Reliability Analysis

 We make the pessimistic assumptions that 50% of connections to directory
 mirrors fail, and that 20% of connections to authorities fail. (Actual
 figures depend on relay churn, age of the fallback list, and authority
 uptime.)

 We expect the first 10 connection retry times to be:
 (Research shows users tend to lose interest after 40 seconds.)
 Mirror:   0s  1s  2s    4s    8s           16s             32s
 Auth:     0s                        10s            20s
 Success: 90% 95% 97% 98.7% 99.4% 99.89% 99.94% 99.988% 99.994%

 97%    of clients succeed in the first 2 seconds.
 99.4%  of clients succeed without trying a second authority.
 99.89% of clients succeed in the first 10 seconds.
  0.11% of clients remain, but in this scenario, 2 authorities are
        unreachable, so the client is most likely blocked from the Tor
        network. Alternately, they will likely succeed on relaunch.

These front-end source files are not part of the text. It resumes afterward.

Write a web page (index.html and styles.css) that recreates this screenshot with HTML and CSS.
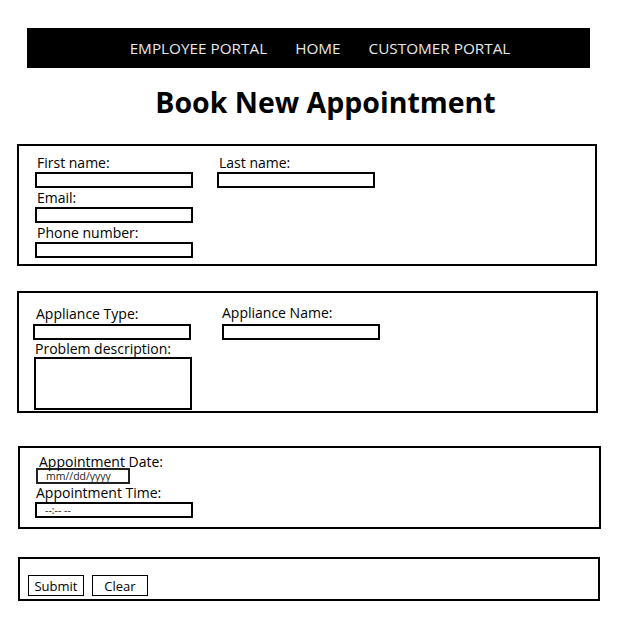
FILE: index.html
```html
<!DOCTYPE html>
<html lang="en">
<head>
<meta charset="utf-8">
<title>Book New Appointment</title>
<link rel="stylesheet" href="styles.css">
</head>
<body>
<nav class="topnav">
  <a href="#">EMPLOYEE PORTAL</a>
  <a href="#">HOME</a>
  <a href="#">CUSTOMER PORTAL</a>
</nav>
<h1 class="title">Book New Appointment</h1>
<form class="booking">
  <div class="box box-customer">
    <div class="field">
      <label>First name:</label>
      <input type="text" class="inp">
    </div>
    <div class="field">
      <label>Last name:</label>
      <input type="text" class="inp">
    </div>
    <div class="field">
      <label>Email:</label>
      <input type="text" class="inp">
    </div>
    <div class="field empty"></div>
    <div class="field">
      <label>Phone number:</label>
      <input type="text" class="inp">
    </div>
  </div>

  <div class="box box-appliance">
    <div class="field">
      <label class="lbl-shift">Appliance Type:</label>
      <input type="text" class="inp">
    </div>
    <div class="field">
      <label class="lbl-flush">Appliance Name:</label>
      <input type="text" class="inp">
    </div>
    <div class="field">
      <label class="lbl-desc">Problem description:</label>
      <textarea class="area"></textarea>
    </div>
  </div>

  <div class="box box-time">
    <label class="lbl-date">Appointment Date:</label>
    <input type="text" class="inp date" placeholder="mm//dd/yyyy">
    <label class="lbl-time">Appointment Time:</label>
    <input type="text" class="inp time" placeholder="--:-- --">
  </div>

  <div class="box box-actions">
    <button type="submit" class="btn">Submit</button>
    <button type="reset" class="btn">Clear</button>
  </div>
</form>
</body>
</html>
```

FILE: styles.css
```css
html, body {
  margin: 0;
  padding: 0;
  background: #fff;
}
body {
  font-family: "Segoe UI", "Open Sans", "Noto Sans", sans-serif;
  color: #000;
  width: 629px;
}
.topnav {
  margin: 28px 0 0 27px;
  width: 563px;
  height: 40px;
  background: #000;
  display: flex;
  justify-content: center;
  align-items: center;
  gap: 28px;
  padding-left: 23px;
  padding-bottom: 1px;
  box-sizing: border-box;
}
.topnav a {
  color: #e8e8e8;
  text-decoration: none;
  font-size: 15.3px;
  letter-spacing: 0;
}
.title {
  margin: 0;
  padding: 16px 0 24px 22px;
  line-height: 36px;
  font-size: 28.5px;
  font-weight: 700;
  text-align: center;
}
.booking {
  display: flex;
  flex-direction: column;
  align-items: flex-start;
}
.box {
  border: 2px solid #000;
  box-sizing: border-box;
}
label {
  display: block;
  font-size: 14px;
  line-height: 19px;
  padding-left: 2px;
}
.inp {
  display: block;
  box-sizing: border-box;
  width: 158px;
  height: 16px;
  margin: 0;
  padding: 0 0 0 8px;
  border: 2px solid #000;
  background: #fff;
  font-family: inherit;
  font-size: 10.5px;
  color: #222;
  outline: none;
}
.inp::placeholder {
  color: #222;
  opacity: 1;
}
.box-customer {
  margin-left: 17px;
  width: 580px;
  height: 122px;
  padding: 7px 0 0 16px;
  display: grid;
  grid-template-columns: 158px 158px;
  column-gap: 24px;
  align-content: start;
}
.box-appliance {
  margin-left: 17px;
  margin-top: 25px;
  width: 581px;
  height: 122px;
  padding: 10px 0 0 14px;
  display: grid;
  grid-template-columns: 158px 158px;
  column-gap: 31px;
  align-content: start;
}
.box-appliance .lbl-shift {
  padding-left: 3px;
  line-height: 21px;
}
.box-appliance .lbl-flush {
  padding-left: 0;
  line-height: 19px;
}
.box-appliance .field:nth-child(2) .inp {
  margin-top: 2px;
}
.box-appliance .lbl-desc {
  line-height: 17px;
}
.area {
  display: block;
  box-sizing: border-box;
  width: 158px;
  height: 53px;
  margin: 0 0 0 1px;
  border: 2px solid #000;
  resize: none;
  padding: 0;
  outline: none;
}
.box-time {
  margin-left: 18px;
  margin-top: 33px;
  width: 583px;
  height: 83px;
  padding: 5px 0 0 15px;
}
.box-time label {
  line-height: 17px;
}
.box-time .lbl-date {
  padding-left: 4px;
}
.box-time .lbl-time {
  padding-left: 1px;
}
.inp.date {
  width: 94px;
  margin: -2px 0 0 1px;
  border-color: #222;
  background: transparent;
}
.inp.time {
  margin-top: 1px;
}
.box-actions {
  margin-left: 18px;
  margin-top: 28px;
  width: 582px;
  height: 44px;
  padding: 16px 0 0 8px;
  display: flex;
  gap: 8px;
  align-items: flex-start;
}
.btn {
  width: 56px;
  height: 21px;
  border: 1px solid #000;
  background: #fff;
  font-family: inherit;
  font-size: 13px;
  padding: 0;
  color: #000;
}
```
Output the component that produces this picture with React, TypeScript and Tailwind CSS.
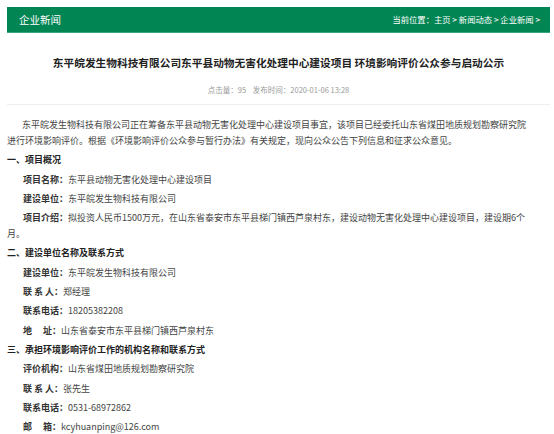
const rows = [
  { kind: 'p', text: '东平皖发生物科技有限公司正在筹备东平县动物无害化处理中心建设项目事宜，该项目已经委托山东省煤田地质规划勘察研究院进行环境影响评价。根据《环境影响评价公众参与暂行办法》有关规定，现向公众公告下列信息和征求公众意见。' },
  { kind: 'h', text: '一、项目概况' },
  { kind: 'kv', label: '项目名称：', text: '东平县动物无害化处理中心建设项目' },
  { kind: 'kv', label: '建设单位：', text: '东平皖发生物科技有限公司' },
  { kind: 'kv', label: '项目介绍：', text: '拟投资人民币1500万元，在山东省泰安市东平县梯门镇西芦泉村东，建设动物无害化处理中心建设项目，建设期6个月。' },
  { kind: 'h', text: '二、建设单位名称及联系方式' },
  { kind: 'kv', label: '建设单位：', text: '东平皖发生物科技有限公司' },
  { kind: 'kv', label: '联 系 人：', text: '郑经理' },
  { kind: 'kv', label: '联系电话：', text: '18205382208' },
  { kind: 'kv', label: '地　 址：', text: '山东省泰安市东平县梯门镇西芦泉村东' },
  { kind: 'h', text: '三、承担环境影响评价工作的机构名称和联系方式' },
  { kind: 'kv', label: '评价机构：', text: '山东省煤田地质规划勘察研究院' },
  { kind: 'kv', label: '联 系 人：', text: '张先生' },
  { kind: 'kv', label: '联系电话：', text: '0531-68972862' },
  { kind: 'kv', label: '邮　 箱：', text: 'kcyhuanping@126.com' },
]

export default function App() {
  return (
    <div
      className="w-[554px] h-[434px] overflow-hidden bg-white pt-[7px] pl-[7px] pr-[4px]"
      style={{ fontFamily: '"Microsoft YaHei", "Noto Sans CJK SC", sans-serif' }}
    >
      <div className="h-[26px] bg-[#008553] border-b border-[#3aa57a] flex items-center justify-between pl-[12px] pr-[10px]">
        <span className="text-[10.5px] text-white">企业新闻</span>
        <span className="text-[8.3px] text-white">当前位置：主页 &gt; 新闻动态 &gt; 企业新闻 &gt;</span>
      </div>

      <h1 className="mt-[22px] text-center text-[10.7px] leading-[16px] font-bold text-[#222]">
        东平皖发生物科技有限公司东平县动物无害化处理中心建设项目 环境影响评价公众参与启动公示
      </h1>
      <div className="mt-[14px] text-center text-[7.5px] leading-[10px] text-[#999]">
        点击量：95&nbsp;&nbsp;&nbsp;&nbsp;发布时间：2020-01-06 13:28
      </div>
      <div className="mt-[9px] border-t border-[#eeeeee]" />

      <div className="mt-[12px] w-[526px] text-[9px] leading-[16px] text-[#444]">
        {rows.map((r, i) => {
          if (r.kind === 'h') {
            return (
              <p key={i} className="mb-[3.3px] font-bold text-[#222]">
                {r.text}
              </p>
            )
          }
          if (r.kind === 'kv') {
            return (
              <p key={i} className="mb-[3.3px] indent-[16px]">
                <span className="font-bold text-[#333] whitespace-pre">{r.label}</span>
                <span>{r.text}</span>
              </p>
            )
          }
          return (
            <p key={i} className="mb-[3.3px] indent-[15px]">
              {r.text}
            </p>
          )
        })}
      </div>
    </div>
  )
}
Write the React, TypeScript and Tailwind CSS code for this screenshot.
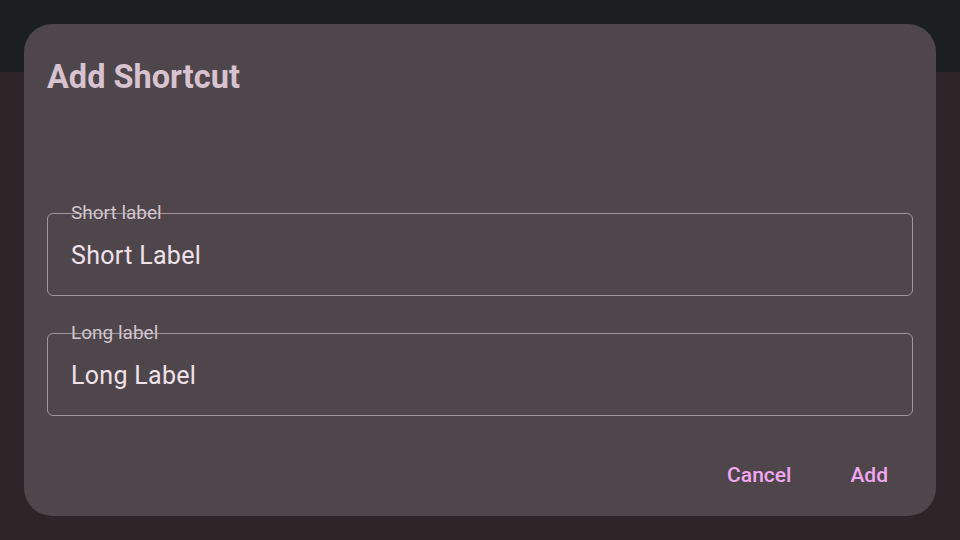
export default function App() {
  return (
    <div className="relative h-[540px] w-[960px] overflow-hidden bg-[#2e2529] font-['Roboto',sans-serif]">
      <div className="h-[72px] bg-[#1b1f22]" />
      <div className="absolute left-[24px] top-[24px] flex h-[492px] w-[912px] flex-col rounded-[28px] bg-[#4f464c] px-[23px] pt-[37px]">
        <h1 className="text-[32.5px] font-bold leading-none text-[#d6c3cf]">Add Shortcut</h1>
        <div className="mt-[119px] flex flex-col gap-[37px]">
          <Field label="Short label" value="Short Label" />
          <Field label="Long label" value="Long Label" />
        </div>
        <div className="mt-[49px] flex justify-end gap-[59px] pr-[25px] text-[21px] font-medium leading-none text-[#f2a8f0]">
          <span>Cancel</span>
          <span>Add</span>
        </div>
      </div>
    </div>
  );
}

function Field({ label, value }: { label: string; value: string }) {
  return (
    <div className="relative flex h-[83px] items-center rounded-[6px] border border-[#a0959c] px-[23px] pt-[4px]">
      <span className="absolute left-[23px] top-[-11px] text-[19px] leading-none text-[#d2c5cd]">{label}</span>
      <span className="text-[25px] tracking-[0.3px] text-[#efe2ea]">{value}</span>
    </div>
  );
}
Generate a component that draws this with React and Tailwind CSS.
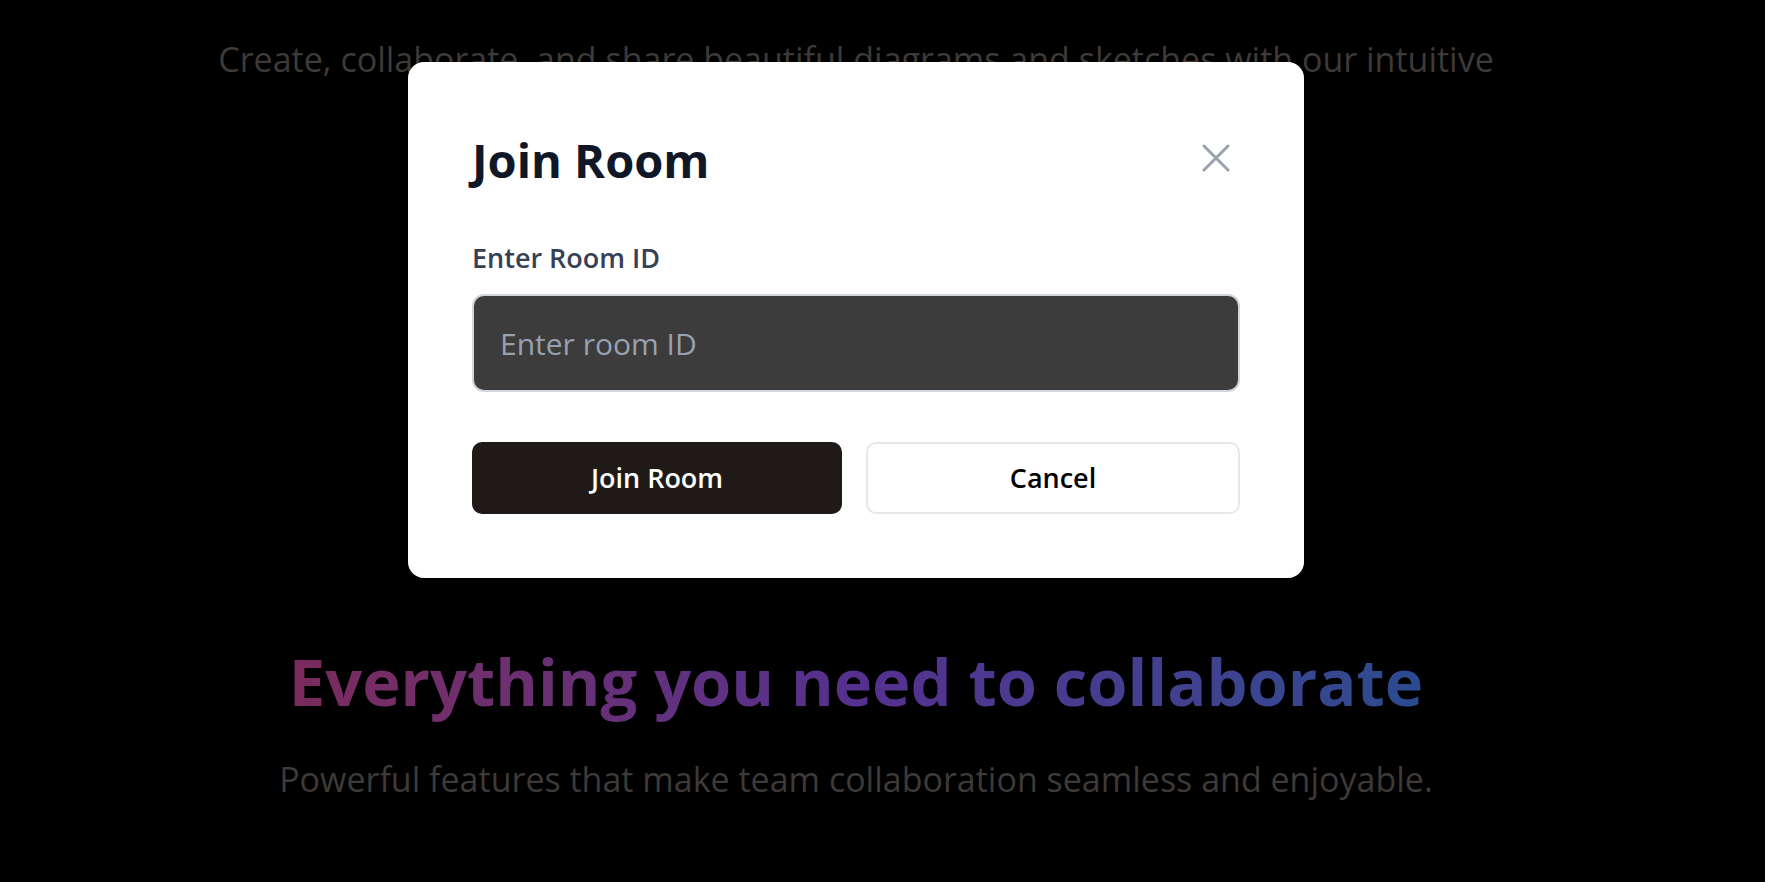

 The current implementation makes 1 or 2 authority connections within the
 first second, depending on exactly how the first connection fails. Under
 the 20% authority failure assumption, these clients would have a success
 rate of either 80% or 96% within a few seconds. The scheme above has a
 greater success rate in the first few seconds, while spreading the load
 among a larger number of directory mirrors. In addition, if all the
 authorities are blocked, current clients will inevitably fail, as they
 do not have a list of directory mirrors.